The Urban Land Institute and PwC predicted in their annual Emerging Trends in Real Estate report last week that there will be fewer buyers on the market for commercial real estate in 2023.

“This is one of those ‘cash is king’ situations where borrowing costs are higher, and if you’re an all-cash buyer, those probably represent a disproportionate share of the people in the market today," a partner at a "leading advisory firm" said in the ULI report, which anonymously surveys CRE executives.

Byron Carlock, U.S. real estate practice lead at PwC, said many types of investors are looking at real estate as the global economy teeters closer to recession, but buyers who would need to leverage their deals with debt are having more trouble transacting.

“We’re seeing the entry of high net worth and ultra high net worth buyers who see real estate as an inflation hedge,” Carlock said. “I think there will be a niche that continues to play in the all-cash space, and wait for the financing markets to normalize.”

While experienced leveraged buyers are watching property values decline — Green Street found U.S. commercial real estate prices fell 1% over the previous 12 months in September, but projected prices to keep dropping — the fast-rising cost of debt is keeping many sidelined.

“Market insiders who have been around to see a lot of cycles, they're like, ‘Yeah, that's super-attractive. I just can't take advantage of it right now,’” said Janice Stanton, who runs Cushman & Wakefield’s capital markets global advisory group. “Others, the Commerzes and the other German investors, are looking as well and saying, ‘You know, I was under-allocated, it was hard to buy something [before], now's the time.’”

Stanton said all-cash buyers she works with aren’t necessarily targeting dislocated properties like offices and hotels or secular standouts like industrial and multifamily. Rather, they are searching to balance their portfolios while the market favors the buyer. 

That could mean an institutional investor snaps up an office property whose price has fallen, believing its value will likely rise over the course of an entire economic cycle. But it could also include industrial, life sciences or multifamily properties, Stanton said.

“There’s a bigger repricing going on in office than multifamily. But investors, they hear that and they act on it, but sometimes they also say, ‘I hear you, and we’re really into this or that, but we’re underweighted,’” Stanton said.

George Mitsanas, a principal at mortgage banking firm Gantry, said he still works to arrange loans for all-cash buyers even if they don’t need debt upfront, because they eventually want to refinance.

"It's rare that the all-cash guys stay all-cash throughout the life of the investment. They just have the horsepower," Mitsanas said. "Ultimately, whether it's the day after they close or six months after they close, they're going to repatriate."

That was the case for Commerz Real, which has since attached debt to its 100 Pearl St. buy, Koch told Bisnow.

100 Pearl St. in Lower Manhattan

While there are all-cash buyers like Commerz, Pontegadea and Mori Trust that are willing to bet on their value conviction in the middle of a volatile market, many others who can transact are waiting for prices to sink even lower. Experts don’t expect a déluge of year-end transactions, even among all-equity buyers.

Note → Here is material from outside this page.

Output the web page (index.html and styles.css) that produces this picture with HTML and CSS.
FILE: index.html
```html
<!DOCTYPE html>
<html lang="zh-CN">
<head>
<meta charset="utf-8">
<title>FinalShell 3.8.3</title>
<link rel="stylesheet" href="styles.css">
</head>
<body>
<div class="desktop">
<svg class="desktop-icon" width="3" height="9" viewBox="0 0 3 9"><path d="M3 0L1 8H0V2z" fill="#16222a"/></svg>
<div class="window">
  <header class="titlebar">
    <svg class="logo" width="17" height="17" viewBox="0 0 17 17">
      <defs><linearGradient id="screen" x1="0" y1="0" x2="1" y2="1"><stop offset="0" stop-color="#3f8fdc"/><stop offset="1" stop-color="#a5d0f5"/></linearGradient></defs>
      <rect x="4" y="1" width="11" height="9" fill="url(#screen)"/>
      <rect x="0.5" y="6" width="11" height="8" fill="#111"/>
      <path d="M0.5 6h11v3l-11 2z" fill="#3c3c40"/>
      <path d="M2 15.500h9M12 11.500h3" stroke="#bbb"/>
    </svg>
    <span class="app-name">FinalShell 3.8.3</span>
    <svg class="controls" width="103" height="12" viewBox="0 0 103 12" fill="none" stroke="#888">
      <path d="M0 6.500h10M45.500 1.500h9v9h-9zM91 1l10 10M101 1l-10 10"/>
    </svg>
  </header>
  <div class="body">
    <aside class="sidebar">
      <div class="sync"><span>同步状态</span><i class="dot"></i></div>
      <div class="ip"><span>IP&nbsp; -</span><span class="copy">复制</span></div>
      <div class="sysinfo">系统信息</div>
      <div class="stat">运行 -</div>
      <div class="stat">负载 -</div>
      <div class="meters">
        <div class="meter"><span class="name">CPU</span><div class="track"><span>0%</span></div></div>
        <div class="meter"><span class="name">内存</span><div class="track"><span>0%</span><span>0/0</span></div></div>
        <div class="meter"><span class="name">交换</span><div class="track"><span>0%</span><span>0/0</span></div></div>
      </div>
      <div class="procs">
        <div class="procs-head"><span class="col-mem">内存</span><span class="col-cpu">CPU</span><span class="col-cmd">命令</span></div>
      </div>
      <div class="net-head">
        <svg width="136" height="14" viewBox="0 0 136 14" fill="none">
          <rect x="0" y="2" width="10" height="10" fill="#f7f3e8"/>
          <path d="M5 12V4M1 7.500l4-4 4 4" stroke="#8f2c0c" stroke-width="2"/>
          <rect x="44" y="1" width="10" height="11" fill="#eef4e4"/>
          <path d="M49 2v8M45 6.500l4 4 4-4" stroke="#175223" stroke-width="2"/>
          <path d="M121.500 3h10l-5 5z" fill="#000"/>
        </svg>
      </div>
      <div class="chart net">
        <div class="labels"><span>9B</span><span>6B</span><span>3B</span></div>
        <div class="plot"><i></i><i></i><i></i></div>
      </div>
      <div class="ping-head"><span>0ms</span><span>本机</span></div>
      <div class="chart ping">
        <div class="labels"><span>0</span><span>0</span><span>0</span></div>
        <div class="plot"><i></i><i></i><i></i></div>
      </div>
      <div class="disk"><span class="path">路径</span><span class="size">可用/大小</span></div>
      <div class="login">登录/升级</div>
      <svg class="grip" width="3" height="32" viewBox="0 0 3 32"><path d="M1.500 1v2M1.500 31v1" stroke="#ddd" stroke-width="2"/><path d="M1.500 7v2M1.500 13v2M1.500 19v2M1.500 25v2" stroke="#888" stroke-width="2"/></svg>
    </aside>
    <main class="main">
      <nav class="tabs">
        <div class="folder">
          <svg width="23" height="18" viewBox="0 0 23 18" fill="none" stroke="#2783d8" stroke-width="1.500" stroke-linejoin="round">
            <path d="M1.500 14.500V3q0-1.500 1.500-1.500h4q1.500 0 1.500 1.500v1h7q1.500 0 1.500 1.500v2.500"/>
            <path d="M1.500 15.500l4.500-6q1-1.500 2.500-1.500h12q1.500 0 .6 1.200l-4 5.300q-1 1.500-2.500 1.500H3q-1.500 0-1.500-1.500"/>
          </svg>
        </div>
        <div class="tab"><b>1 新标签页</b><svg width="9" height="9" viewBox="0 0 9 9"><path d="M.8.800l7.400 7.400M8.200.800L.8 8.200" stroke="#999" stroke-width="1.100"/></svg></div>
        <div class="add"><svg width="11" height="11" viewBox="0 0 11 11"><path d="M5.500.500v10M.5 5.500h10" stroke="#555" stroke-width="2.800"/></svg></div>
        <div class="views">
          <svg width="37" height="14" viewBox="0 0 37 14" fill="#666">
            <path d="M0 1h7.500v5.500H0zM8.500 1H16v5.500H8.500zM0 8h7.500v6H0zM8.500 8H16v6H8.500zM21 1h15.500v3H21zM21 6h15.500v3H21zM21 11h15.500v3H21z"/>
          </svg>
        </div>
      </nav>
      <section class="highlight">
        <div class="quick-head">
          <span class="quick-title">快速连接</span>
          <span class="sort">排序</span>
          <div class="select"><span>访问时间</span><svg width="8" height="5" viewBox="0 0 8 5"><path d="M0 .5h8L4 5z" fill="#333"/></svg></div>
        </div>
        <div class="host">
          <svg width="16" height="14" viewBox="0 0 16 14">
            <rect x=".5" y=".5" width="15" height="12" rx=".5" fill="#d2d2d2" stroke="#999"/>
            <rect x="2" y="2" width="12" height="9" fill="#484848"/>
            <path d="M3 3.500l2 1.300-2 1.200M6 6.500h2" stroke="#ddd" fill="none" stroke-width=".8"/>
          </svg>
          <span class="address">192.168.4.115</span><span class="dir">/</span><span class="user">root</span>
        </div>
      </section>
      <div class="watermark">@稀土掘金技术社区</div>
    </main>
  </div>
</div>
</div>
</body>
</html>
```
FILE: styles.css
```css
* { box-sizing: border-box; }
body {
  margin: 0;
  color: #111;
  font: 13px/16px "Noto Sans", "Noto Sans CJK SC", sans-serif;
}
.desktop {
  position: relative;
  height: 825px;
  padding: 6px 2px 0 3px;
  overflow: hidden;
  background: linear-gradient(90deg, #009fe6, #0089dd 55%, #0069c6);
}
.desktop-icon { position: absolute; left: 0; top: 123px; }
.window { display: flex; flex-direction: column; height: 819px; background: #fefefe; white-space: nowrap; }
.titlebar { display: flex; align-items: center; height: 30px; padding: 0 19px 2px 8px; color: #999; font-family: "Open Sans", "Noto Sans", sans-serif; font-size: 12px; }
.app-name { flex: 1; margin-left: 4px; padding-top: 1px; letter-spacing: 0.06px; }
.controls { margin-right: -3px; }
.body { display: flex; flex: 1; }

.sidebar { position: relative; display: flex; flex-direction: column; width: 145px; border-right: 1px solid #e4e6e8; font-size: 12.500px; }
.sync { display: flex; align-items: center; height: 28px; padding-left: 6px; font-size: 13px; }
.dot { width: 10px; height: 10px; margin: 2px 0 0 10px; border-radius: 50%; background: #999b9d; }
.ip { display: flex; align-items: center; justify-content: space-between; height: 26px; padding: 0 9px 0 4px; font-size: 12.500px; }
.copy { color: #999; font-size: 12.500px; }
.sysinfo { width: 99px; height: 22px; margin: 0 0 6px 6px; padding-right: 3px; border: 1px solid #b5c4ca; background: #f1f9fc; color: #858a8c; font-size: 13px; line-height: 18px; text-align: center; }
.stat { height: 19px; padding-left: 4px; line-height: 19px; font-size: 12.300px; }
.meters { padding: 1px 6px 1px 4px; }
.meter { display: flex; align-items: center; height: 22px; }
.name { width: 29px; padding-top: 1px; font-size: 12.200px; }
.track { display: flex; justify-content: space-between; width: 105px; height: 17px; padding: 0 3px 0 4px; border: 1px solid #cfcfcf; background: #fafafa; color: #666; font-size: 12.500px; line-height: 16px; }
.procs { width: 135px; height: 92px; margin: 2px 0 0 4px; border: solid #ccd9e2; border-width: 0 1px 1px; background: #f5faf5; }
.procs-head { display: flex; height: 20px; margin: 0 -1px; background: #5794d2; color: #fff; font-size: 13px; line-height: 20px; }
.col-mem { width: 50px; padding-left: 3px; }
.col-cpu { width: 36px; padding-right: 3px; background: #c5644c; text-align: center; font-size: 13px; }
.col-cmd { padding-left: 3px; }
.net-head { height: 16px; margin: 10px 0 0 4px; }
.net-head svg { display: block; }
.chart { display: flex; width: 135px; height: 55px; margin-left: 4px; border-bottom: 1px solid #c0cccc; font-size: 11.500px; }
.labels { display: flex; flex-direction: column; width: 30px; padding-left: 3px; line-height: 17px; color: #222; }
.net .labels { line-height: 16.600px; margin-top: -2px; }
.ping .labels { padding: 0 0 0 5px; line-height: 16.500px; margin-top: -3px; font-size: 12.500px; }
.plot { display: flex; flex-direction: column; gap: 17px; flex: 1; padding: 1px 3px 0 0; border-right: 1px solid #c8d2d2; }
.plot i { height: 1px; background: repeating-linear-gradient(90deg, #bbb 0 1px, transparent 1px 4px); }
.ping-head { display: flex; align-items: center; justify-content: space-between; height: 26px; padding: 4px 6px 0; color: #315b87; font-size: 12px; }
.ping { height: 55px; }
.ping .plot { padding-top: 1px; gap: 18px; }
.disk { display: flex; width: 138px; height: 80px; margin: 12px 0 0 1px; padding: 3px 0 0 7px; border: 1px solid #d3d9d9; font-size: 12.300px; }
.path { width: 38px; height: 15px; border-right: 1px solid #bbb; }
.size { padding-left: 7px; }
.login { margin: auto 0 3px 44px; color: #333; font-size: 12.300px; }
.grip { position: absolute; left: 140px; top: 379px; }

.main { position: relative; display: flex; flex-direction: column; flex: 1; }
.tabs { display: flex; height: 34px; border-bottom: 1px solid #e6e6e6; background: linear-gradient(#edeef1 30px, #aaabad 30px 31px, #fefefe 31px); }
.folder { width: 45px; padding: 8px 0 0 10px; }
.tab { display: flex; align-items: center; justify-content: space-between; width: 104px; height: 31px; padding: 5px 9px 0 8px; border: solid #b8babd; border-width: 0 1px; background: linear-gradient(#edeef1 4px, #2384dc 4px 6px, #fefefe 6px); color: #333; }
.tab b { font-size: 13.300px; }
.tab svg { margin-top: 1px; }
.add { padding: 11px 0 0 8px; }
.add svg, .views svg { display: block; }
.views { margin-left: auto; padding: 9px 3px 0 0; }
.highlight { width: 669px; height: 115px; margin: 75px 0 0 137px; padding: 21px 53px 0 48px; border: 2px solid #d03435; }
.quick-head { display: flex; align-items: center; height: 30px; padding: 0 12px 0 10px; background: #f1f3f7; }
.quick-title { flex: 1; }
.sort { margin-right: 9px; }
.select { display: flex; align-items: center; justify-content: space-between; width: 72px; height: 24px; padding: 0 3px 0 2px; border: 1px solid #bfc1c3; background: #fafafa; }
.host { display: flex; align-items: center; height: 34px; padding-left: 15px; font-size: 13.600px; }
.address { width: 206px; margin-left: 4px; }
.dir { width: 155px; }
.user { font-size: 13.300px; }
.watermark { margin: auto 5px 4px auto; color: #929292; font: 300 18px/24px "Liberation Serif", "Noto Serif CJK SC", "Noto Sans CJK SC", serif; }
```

“We're at a stalemate, it takes time,” Mitsanas said. “And I think if interest rates do stay high, the dam starts breaking the first or second quarter of this year.”

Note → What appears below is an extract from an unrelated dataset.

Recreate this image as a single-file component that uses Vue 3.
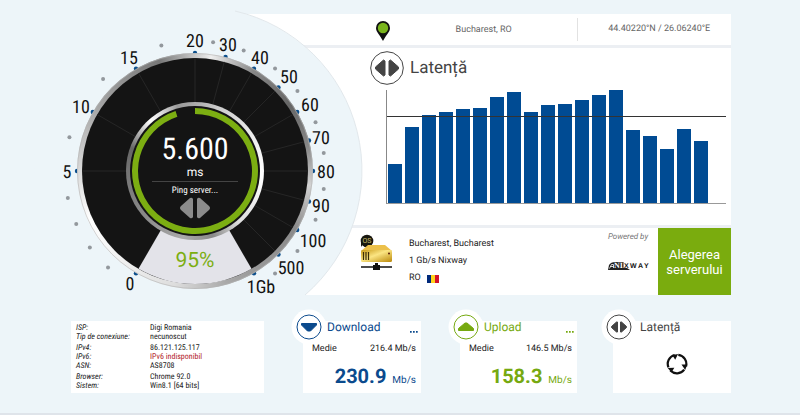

Koch said because Commerz is a long-term owner of real estate, it can act more independently of economic cycles and invest when competition is low — like right now.

“Usually, people believe it’s still very cheap, but then two months, three months later, it’s much more expensive and if you’re not quick enough, you haven’t secured the deal,” Koch said. “I think you need to be a little bit brave, but also a little bit clever when looking at your investment horizon.”

C&W’s Stanton said there is plenty of equity parked on the sideline, with potential buyers waiting to snap up deals once prices hit rock bottom. But those buyers may be surprised to find greater competition than they expected when they return to the field.

“Because there is so much dry powder, once the Fed says, ‘Hey we’re done,’ everyone’s back in the pool at the same time,” Stanton said. “The people who are buying now are going to be well along and getting some good deals, but the people that are waiting … are going to be surprised by the fact that when they’re ready to get in, everyone else is, too.”